If we want to simplify the process, we could extract the public key for each client and possibly sign those public keys using our own CA certificate, to create a certificate for that client. The Chef server has the public keys, which can be extracted with knife.
We would need to submit the root certificate to Amazon. Rails probably supports CA-based authentication to Amazon.
On sudoing to another role vs current practice
Advantage of proposed method
- When a server gets added to the pool, it automatically gets an access key to AWS.
- We would need to go to Terraform and tell AWS about what the server can do.
- Create roles in Chef.
 
 
- We would need to go to Terraform and tell AWS about what the server can do.
Disadvantage of proposed method
- Creation of extra steps when we add a new machine (run Chef, run OpenTofu).
Suggestion
- Taking the roles from Chef and injecting them in OpenTofu.
Other points mentioned during discussion
- Sudoing to another role gives credentials (such as an id and secret) which we could extract e.g. every 12 hours.
On storing keys
- Chef.pem is the private key.
- The Fastly configuration that we have now has no keys, as they already had a single public identity with Amazon that their customers are working with. This case is a bit different from ours, as arbitrary customers use the single identity.
Other points mentioned during discussion
- Grant can now share the Fastly OpenTofu code, as it no longer contains any secrets.
On private CA managers
- Easy-RSA https://github.com/OpenVPN/easy-rsa
- Not needed, as Chef has the necessary resources.
 
- Could use LetsEncrypt https://letsencrypt.org/
Action item: Grant to discuss with Paul Norman bout the AWS CA cert proposed method and flesh out his suggestion and determine the practicalities (e.g. key revocation).
AWS Setup automation
Paul is setting-up the log-processing stuff. He uses some AWS services (Athena and Glue) which we're moving to a new account. Paul would like to have automation on AWS, like we do with Fastly.
There are some bugs related to OpenTofu, where some resources are forgotten and recreated.
Grant tries to figure out granting the permissions.
Serving vector tile styles
Follow-up to conversation in 2025-08-07 meeting and making a call on [#1263](https://github.com/openstreetmap/operations/issues/1263).
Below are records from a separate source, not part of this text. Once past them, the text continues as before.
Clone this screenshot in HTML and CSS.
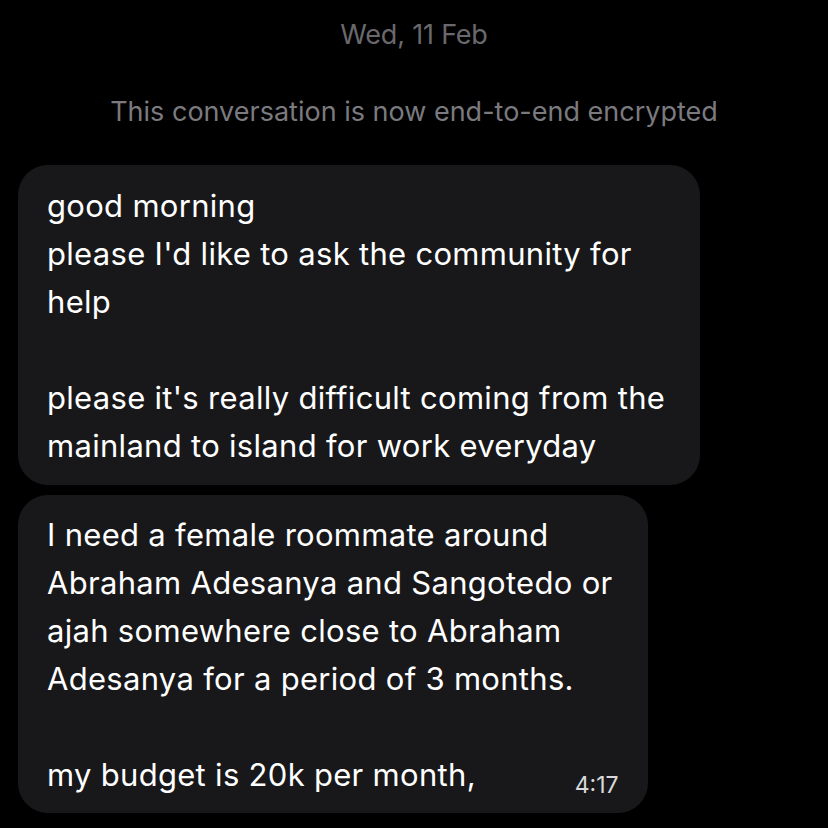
FILE: index.html
```html
<!DOCTYPE html>
<html lang="en">
<head>
    <meta charset="UTF-8">
    <meta name="viewport" content="width=device-width, initial-scale=1.0">
    <title>Chat</title>
    <link rel="stylesheet" href="styles.css">
</head>
<body>
    <div class="chat">
        <div class="date-label">Wed, 11 Feb</div>
        <div class="system-note">This conversation is now end-to-end encrypted</div>

        <div class="bubble">
            <p class="bubble-text">good morning<br>please I'd like to ask the community for<br>help<br><br>please it's really difficult coming from the<br>mainland to island for work everyday</p>
        </div>

        <div class="bubble bubble-last">
            <p class="bubble-text">I need a female roommate around<br>Abraham Adesanya and Sangotedo or<br>ajah somewhere close to Abraham<br>Adesanya for a period of 3 months.<br><br>my budget is 20k per month,</p>
            <span class="time">4:17</span>
        </div>
    </div>
</body>
</html>
```

FILE: styles.css
```css
body {
    margin: 0;
    background-color: #000;
    font-family: Inter, "Noto Sans", sans-serif;
}
.chat {
    padding: 18px 18px 0;
    display: flex;
    flex-direction: column;
    align-items: flex-start;
    gap: 10px;
}
.date-label {
    align-self: center;
    color: #69696d;
    font-size: 27px;
    letter-spacing: -0.2px;
    line-height: 34px;
}
.system-note {
    align-self: center;
    color: #7a7a7f;
    font-size: 27px;
    line-height: 34px;
    margin-top: 33px;
    margin-bottom: 26px;
}
.bubble {
    background-color: #18181a;
    border-radius: 30px;
    padding: 17px 35px 15px 29px;
    width: fit-content;
    position: relative;
}
.bubble-text {
    margin: 0;
    color: #fff;
    font-size: 31px;
    line-height: 48px;
    letter-spacing: 0.3px;
}
.bubble-last {
    padding-top: 16px;
    padding-bottom: 14px;
}
.time {
    position: absolute;
    right: 29px;
    bottom: 14px;
    color: #d8d8dc;
    font-size: 23px;
}
```
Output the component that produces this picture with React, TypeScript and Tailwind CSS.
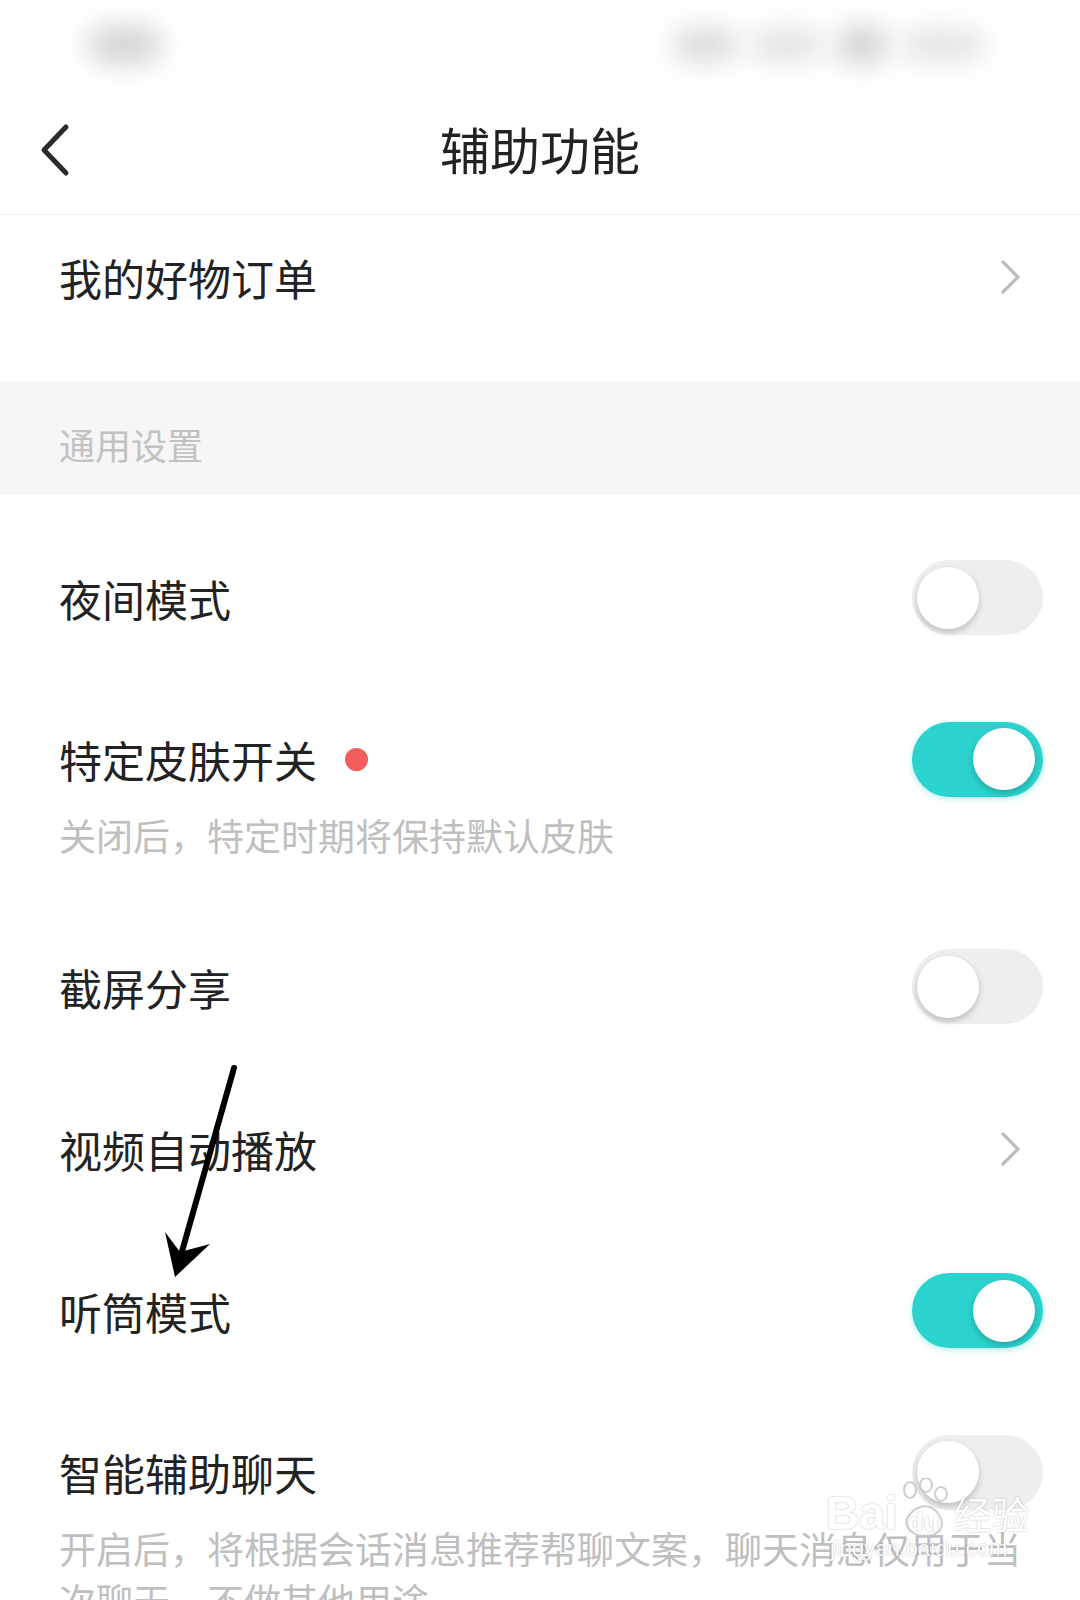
import React from 'react';

const FONT = "font-['Noto_Sans_CJK_SC','Noto_Sans',sans-serif]";

function Toggle({ on }: { on?: boolean }) {
  return (
    <div
      className={`flex h-[75px] w-[131px] shrink-0 items-center rounded-full ${
        on ? 'justify-end bg-[#2bd3ce] pr-[8px] shadow-[0_2px_6px_rgba(43,211,206,0.35)]' : 'justify-start bg-[#eeeeee] pl-[5px]'
      }`}
    >
      <div className="h-[62px] w-[62px] rounded-full bg-white shadow-[0_3px_6px_rgba(0,0,0,0.22)]" />
    </div>
  );
}

function Chevron() {
  return (
    <svg width="22" height="36" viewBox="0 0 22 36" className="shrink-0">
      <polyline points="4,3 19,18 4,33" fill="none" stroke="#bdbdbd" strokeWidth="3.2" strokeLinecap="round" strokeLinejoin="round" />
    </svg>
  );
}

// simple row: title + toggle / chevron
function Row({ title, right, chevron }: { title: string; right?: React.ReactNode; chevron?: boolean }) {
  return (
    <div className={`flex h-[162px] items-center justify-between pb-[5px] pl-[59px] ${chevron ? 'pr-[59px]' : 'pr-[37px]'}`}>
      <span className="text-[43px] leading-[60px] text-[#222]">{title}</span>
      {chevron ? <Chevron /> : right}
    </div>
  );
}

function DescRow({ title, desc, on, dot }: { title: string; desc: string; on?: boolean; dot?: boolean }) {
  return (
    <div className="flex flex-col pb-[47px] pl-[59px] pr-[37px] pt-[48px]">
      <div className="flex h-[60px] items-center justify-between">
        <div className="flex items-center">
          <span className="text-[43px] leading-[60px] text-[#222]">{title}</span>
          {dot && <span className="ml-[28px] h-[23px] w-[23px] rounded-full bg-[#f25d5e]" />}
        </div>
        <Toggle on={on} />
      </div>
      <p className="mt-[20px] pr-[22px] text-[37px] leading-[52px] text-[#bfbfbf]">{desc}</p>
    </div>
  );
}

function Watermark() {
  return (
    <div className="pointer-events-none absolute left-[826px] top-[1478px] flex flex-col items-start text-white opacity-90 [text-shadow:0_0_2px_rgba(0,0,0,0.35)]">
      <div className="flex items-end">
        <span className="font-['Liberation_Sans',sans-serif] text-[46px] font-bold leading-[50px]">Bai</span>
        <div className="relative -mb-[2px] h-[62px] w-[52px]">
          <svg width="52" height="62" viewBox="0 0 52 62" className="absolute left-0 top-0">
            <g fill="none" stroke="#c9c9c9" strokeWidth="2">
              <ellipse cx="12" cy="12" rx="6" ry="8" />
              <ellipse cx="28" cy="7" rx="6" ry="7" />
              <ellipse cx="43" cy="16" rx="6" ry="7" />
              <path d="M10 50 C4 40 16 30 26 28 C38 28 48 42 42 52 C36 60 16 60 10 50 Z" />
            </g>
          </svg>
          <span className="absolute bottom-[4px] left-[10px] font-['Liberation_Sans',sans-serif] text-[26px] font-bold leading-[28px]">du</span>
        </div>
        <span className="ml-[4px] text-[38px] leading-[50px]">经验</span>
      </div>
      <span className="-mt-[2px] ml-[4px] font-['Liberation_Sans',sans-serif] text-[22px] leading-[26px]">jingyan.baidu.com</span>
    </div>
  );
}

export default function App() {
  return (
    <div className={`relative h-[1600px] w-[1080px] overflow-hidden bg-white ${FONT}`}>
      {/* blurred status bar */}
      <div className="flex h-[90px] items-center justify-between pl-[88px] pr-[95px]">
        <div className="h-[36px] w-[74px] rounded-full bg-[#d2d2d2] blur-[14px]" />
        <div className="flex items-center gap-[14px]">
          <div className="h-[32px] w-[64px] rounded-full bg-[#d8d8d8] blur-[14px]" />
          <div className="h-[30px] w-[72px] rounded-full bg-[#e0e0e0] blur-[14px]" />
          <div className="h-[38px] w-[50px] rounded-full bg-[#d0d0d0] blur-[14px]" />
          <div className="h-[30px] w-[84px] rounded-full bg-[#e2e2e2] blur-[14px]" />
        </div>
      </div>

      {/* nav bar */}
      <div className="relative flex h-[125px] items-center justify-center border-b border-[#eeeeee] pb-[8px]">
        <svg width="34" height="54" viewBox="0 0 34 54" className="absolute left-[38px] top-[33px]">
          <polyline points="28,4 6,27 28,50" fill="none" stroke="#2b2b2b" strokeWidth="5" strokeLinecap="round" strokeLinejoin="round" />
        </svg>
        <h1 className="text-[50px] font-normal leading-[60px] text-[#222]">辅助功能</h1>
      </div>

      <div className="flex h-[166px] items-center justify-between pb-[42px] pl-[59px] pr-[59px]">
        <span className="text-[43px] leading-[60px] text-[#222]">我的好物订单</span>
        <Chevron />
      </div>

      <div className="flex h-[114px] items-center bg-[#f6f6f6] pl-[59px] pt-[12px]">
        <span className="text-[36px] leading-[50px] text-[#c2c2c2]">通用设置</span>
      </div>

      <div className="pt-[24px]">
        <Row title="夜间模式" right={<Toggle />} />
        <DescRow title="特定皮肤开关" desc="关闭后，特定时期将保持默认皮肤" on dot />
        <Row title="截屏分享" right={<Toggle />} />
        <Row title="视频自动播放" chevron />
        <Row title="听筒模式" right={<Toggle on />} />
        <DescRow title="智能辅助聊天" desc="开启后，将根据会话消息推荐帮聊文案，聊天消息仅用于当次聊天，不做其他用途" />
      </div>

      {/* hand-drawn annotation arrow */}
      <svg width="1080" height="1600" className="pointer-events-none absolute left-0 top-0">
        <path d="M234 1068 L179 1262" stroke="#000" strokeWidth="6" strokeLinecap="round" fill="none" />
        <polygon points="175,1277 165,1232 180,1252 210,1244" fill="#000" />
      </svg>

      <Watermark />
    </div>
  );
}
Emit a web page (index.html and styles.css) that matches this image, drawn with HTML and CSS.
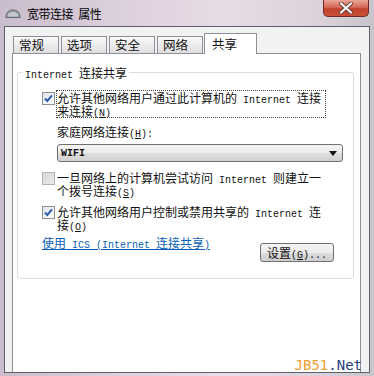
FILE: index.html
```html
<!DOCTYPE html>
<html lang="zh-CN">
<head>
<meta charset="utf-8">
<title>宽带连接 属性</title>
<link rel="stylesheet" href="styles.css">
</head>
<body>
<div class="window">
  <div class="titlebar">
    <svg class="ticon" width="16" height="9" viewBox="0 0 16 9">
      <path d="M1 8.5 C1 3.5 4 1 8 1 C12 1 15 3.5 15 8.5 Z" fill="#9aa0a8" stroke="#60656e" stroke-width="1"/>
      <path d="M4 7.5 V4.5 M6 7.5 V3.5 M8 7.5 V3 M10 7.5 V3.5 M12 7.5 V4.5" stroke="#f2f4f6" stroke-width="1"/>
    </svg>
    <span class="title">宽带连接 属性</span>
    <div class="close">
      <svg width="16" height="12" viewBox="0 0 16 12">
        <path d="M3 1.5 L13 10.5 M13 1.5 L3 10.5" stroke="#6b3a33" stroke-width="4" stroke-linecap="round"/>
        <path d="M3 1.5 L13 10.5 M13 1.5 L3 10.5" stroke="#ffffff" stroke-width="2.2" stroke-linecap="round"/>
      </svg>
    </div>
  </div>
  <div class="client">
    <div class="tabs">
      <div class="tab">常规</div>
      <div class="tab">选项</div>
      <div class="tab">安全</div>
      <div class="tab">网络</div>
      <div class="tab tab-active">共享</div>
    </div>
    <div class="panel">
      <fieldset class="group">
        <legend class="group-title"><span class="en">Internet </span>连接共享</legend>
        <div class="group-body">
          <div class="opt">
            <span class="cb cb-checked">
              <svg width="13" height="13" viewBox="0 0 13 13"><path d="M3 6.5 L5.3 9 L10 3.3" fill="none" stroke="#2c5fae" stroke-width="2"/></svg>
            </span>
            <span class="lbl lbl-focus">允许其他网络用户通过此计算机的<span class="en"> Internet </span>连接来连接<span class="en">(<u>N</u>)</span></span>
          </div>
          <div class="field-label">家庭网络连接<span class="en">(<u>H</u>):</span></div>
          <div class="select">
            <span class="select-value">WIFI</span>
            <svg width="8" height="5" viewBox="0 0 8 5"><path d="M0 0 H8 L4 5 Z" fill="#111"/></svg>
          </div>
          <div class="opt opt-second">
            <span class="cb cb-disabled"></span>
            <span class="lbl">一旦网络上的计算机尝试访问<span class="en"> Internet </span>则建立一个拨号连接<span class="en">(<u>S</u>)</span></span>
          </div>
          <div class="opt opt-third">
            <span class="cb cb-checked">
              <svg width="13" height="13" viewBox="0 0 13 13"><path d="M3 6.5 L5.3 9 L10 3.3" fill="none" stroke="#2c5fae" stroke-width="2"/></svg>
            </span>
            <span class="lbl">允许其他网络用户控制或禁用共享的<span class="en"> Internet </span>连接<span class="en">(<u>O</u>)</span></span>
          </div>
          <div class="footer-row">
            <a class="link" href="#">使用<span class="en"> ICS (Internet </span>连接共享<span class="en">)</span></a>
            <div class="btn">设置<span class="en">(<u>G</u>)...</span></div>
          </div>
        </div>
      </fieldset>
    </div>
  </div>
  <div class="watermark"><span class="wm-a">JB51</span><span class="wm-b">.Net</span></div>
</div>
</body>
</html>
```
FILE: styles.css
```css
* { box-sizing: border-box; }
html, body { margin: 0; padding: 0; }
body {
  width: 374px;
  height: 376px;
  overflow: hidden;
  font-family: "Noto Sans CJK SC", sans-serif;
  font-size: 12px;
  color: #111;
}
.en {
  font-family: "Liberation Mono", monospace;
  font-size: 10px;
  line-height: 0;
}
.window {
  position: relative;
  height: 376px;
  padding: 0 4px 3px 4px;
  display: flex;
  flex-direction: column;
  background: linear-gradient(90deg, #c9bccc 0%, #dccfdc 30%, #e8dce6 60%, #ddd2dc 85%, #c8c4cc 100%);
}
.titlebar {
  height: 26px;
  flex-shrink: 0;
  display: flex;
  align-items: center;
}
.ticon { margin-left: 1px; margin-top: 1px; }
.title {
  margin-left: 6px;
  font-size: 12px;
  letter-spacing: -0.5px;
  word-spacing: 3px;
  color: #000;
}
.close {
  margin-left: auto;
  margin-right: 1px;
  align-self: flex-start;
  width: 46px;
  height: 17px;
  border: 1px solid #6e2c24;
  border-top: none;
  border-radius: 0 0 5px 5px;
  background: linear-gradient(#e9a598 0%, #d46a58 45%, #c2412c 55%, #c9503a 100%);
  display: flex;
  align-items: center;
  justify-content: center;
}
.client {
  flex: 1;
  background: #f2f2f2;
  border: 1px solid #5d5f66;
  padding: 6px 8px 0 7px;
  display: flex;
  flex-direction: column;
}
.tabs {
  height: 20px;
  flex-shrink: 0;
  display: flex;
  align-items: flex-end;
  gap: 2px;
  padding-left: 1px;
  position: relative;
  z-index: 1;
}
.tab {
  width: 46px;
  height: 17px;
  padding-left: 5px;
  border: 1px solid #8d9099;
  border-bottom: none;
  background: linear-gradient(#fbfbfb, #ececec 50%, #dedede);
  line-height: 16px;
  font-size: 12.5px;
  color: #111;
}
.tab-active {
  width: 53px;
  height: 21px;
  margin-left: -1px;
  margin-bottom: -1px;
  padding-left: 7px;
  background: #fff;
  line-height: 19px;
}
.panel {
  flex: 1;
  background: #fff;
  border: 1px solid #8d9099;
  border-bottom: none;
}
.group {
  margin: 12px 0 0 4px;
  padding: 0;
  width: 337px;
  min-width: 0;
  border: 1px solid #d5dfe5;
  border-radius: 3px;
}
.group-title {
  margin-left: 5px;
  padding: 0 2px;
  line-height: 13px;
}
.group-body {
  padding: 11px 0 16px 24px;
  display: flex;
  flex-direction: column;
  align-items: flex-start;
}
.opt {
  display: flex;
  align-items: flex-start;
  line-height: 13px;
}
.opt-second { margin-top: 8px; }
.opt-third { margin-top: 6px; }
.cb {
  width: 13px;
  height: 13px;
  margin-top: 2px;
  margin-right: 1px;
  flex-shrink: 0;
  display: block;
}
.cb svg { display: block; }
.cb-checked {
  border: 1px solid #8e8f8f;
  background: linear-gradient(135deg, #dfe6ee, #ffffff);
}
.cb-checked svg { margin: -1px 0 0 -1px; }
.cb-disabled {
  border: 1px solid #b4b4b4;
  background: linear-gradient(135deg, #d6d6d6, #ececec);
}
.lbl {
  width: 270px;
  border: 1px solid transparent;
}
.lbl-focus { border: 1px dotted #444; }
.field-label {
  margin: 7px 0 0 15px;
  line-height: 13px;
}
.select {
  margin: 6px 0 0 15px;
  width: 286px;
  height: 18px;
  padding: 0 5px 0 3px;
  border: 1px solid #707070;
  border-radius: 3px;
  background: linear-gradient(#f4f4f4, #ebebeb 50%, #dedede 51%, #d2d2d2);
  display: flex;
  align-items: center;
  justify-content: space-between;
}
.select-value {
  font-family: "Liberation Mono", monospace;
  font-weight: bold;
  font-size: 10px;
}
.footer-row {
  margin-top: 4px;
  align-self: stretch;
  display: flex;
  align-items: flex-start;
}
.link {
  color: #0a5fb4;
  text-decoration: underline;
  line-height: 13px;
}
.btn {
  margin: 7px 19px 0 auto;
  width: 74px;
  height: 19px;
  border: 1px solid #707070;
  border-radius: 3px;
  background: linear-gradient(#f3f3f3, #ebebeb 50%, #dddddd 51%, #cfcfcf);
  line-height: 17px;
  text-align: center;
}
.watermark {
  position: absolute;
  right: 12px;
  bottom: 3px;
  font-family: "DejaVu Sans Mono", monospace;
  font-size: 14px;
  line-height: 15px;
}
.wm-a { color: #f0a030; }
.wm-b { color: #1f3f7f; }
```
Action item: Grant to follow up with Paul.
Gen10 Nominatim purchase (USA)
Action item: Grant to go ahead with the purchase of the Gen10 (second-hand) server for Nominatim in the US.
AWS email
AWS are changing some S3 operations.
If they are things that fail to replicate, they would previously get deleted, if there was a delete policy set or life-cycle rule set. Now they won't delete them.
Other points mentioned during discussion
- Grant has a script which checks if things have missed replication, and replicates them if they haven't.
Action item: Grant to do a commit to alert manager, so that we get notified if there are failures in replication.
Upgrade to Postgres 17
Grant to update the baseboard manager beforehand, which he has already done for Snap-02. The CPU load will spike briefly.
Action items
- Tom to do a check on Saturday.
- Grant Grant to upgrade the baseboard manager controller before the PG17 upgrade.
Action items
- 2025-09-18 Done: Grant to test the BIOS upgrade against snap-02. Whenever suitable. [Topic: OSM DB upgrade to Postgres 17]
- 2025-09-18 Done: Grant to send an announcement about the upgrade tomorrow. [Topic: OSM DB upgrade to Postgres 17]
- 2025-09-18 Paul to look at potential issues related to the collation of indexes - Debian Postgres upgrade. [Topic: OSM DB upgrade to Postgres 17]
- 2025-09-18 Done: Grant to get Gen10 quotes for Nominatim upgrade. [Topic: Hardware upgrade - Nominatim]
- 2025-09-18 Done: Grant to ask Sarah if she will be happy with a Gen10. [Topic: Hardware upgrade - Nominatim]
- 2025-08-07 Done: Grant to 1) create AWS account + S3 buckets, 2) start from what we log for raster tiles, and 3) set the logging compression to zstd. [Topic: Vector Tile Logging]
- 2025-07-24 Grant to set-up a test for OWG's review [Topic: Switching www.osm.org to Fastly frontend]
- 2025-07-24 Grant to do the Mailman 2 to 3 conversion [Topic: Mailing lists] - https://github.com/openstreetmap/operations/issues/1264
- DONE first part, see the agenda: 2025-06-12 Tom still to run OSMDBT test. OPS then to plan a maintenance window for the OSM.org postgres database update. [Topic: OSM.org postgres database]
- 2025-05-01 Progress, we need to form academic justification and then we should get something: Grant to follow-up with Australian hosting again. [Topic: OSUOSL funding / issues]
- 2025-05-01 Grant to see if other University offers are still available and what hardware would be required. [Topic: OSUOSL funding / issues
- 2025-03-20 Grant to follow-up with the South African contact about the potential hardware donation from a mobile network. [Topic: New offers of Servers Australia and South Africa]
- 2025-03-20 Grant to run an SQL query to identify more email providers used by spammers. [Topic: Spam] #2025-05-01 Grant has created a small list of disposable email providers.
- To be removed, see "reportage" 2024-09-19 Grant to create an IP blocklist script. [Topic: Cloudflare keep enabled Reportage] - Discussion during 2024-07-25 OPS to make a reasonable evaluation whether to go with Cloudflare, Fastly or none. #2025-09-18 To be removed, as we will use Fastly.
Action items that have been stricken-through are completed, removed, or have been moved to GitHub tickets.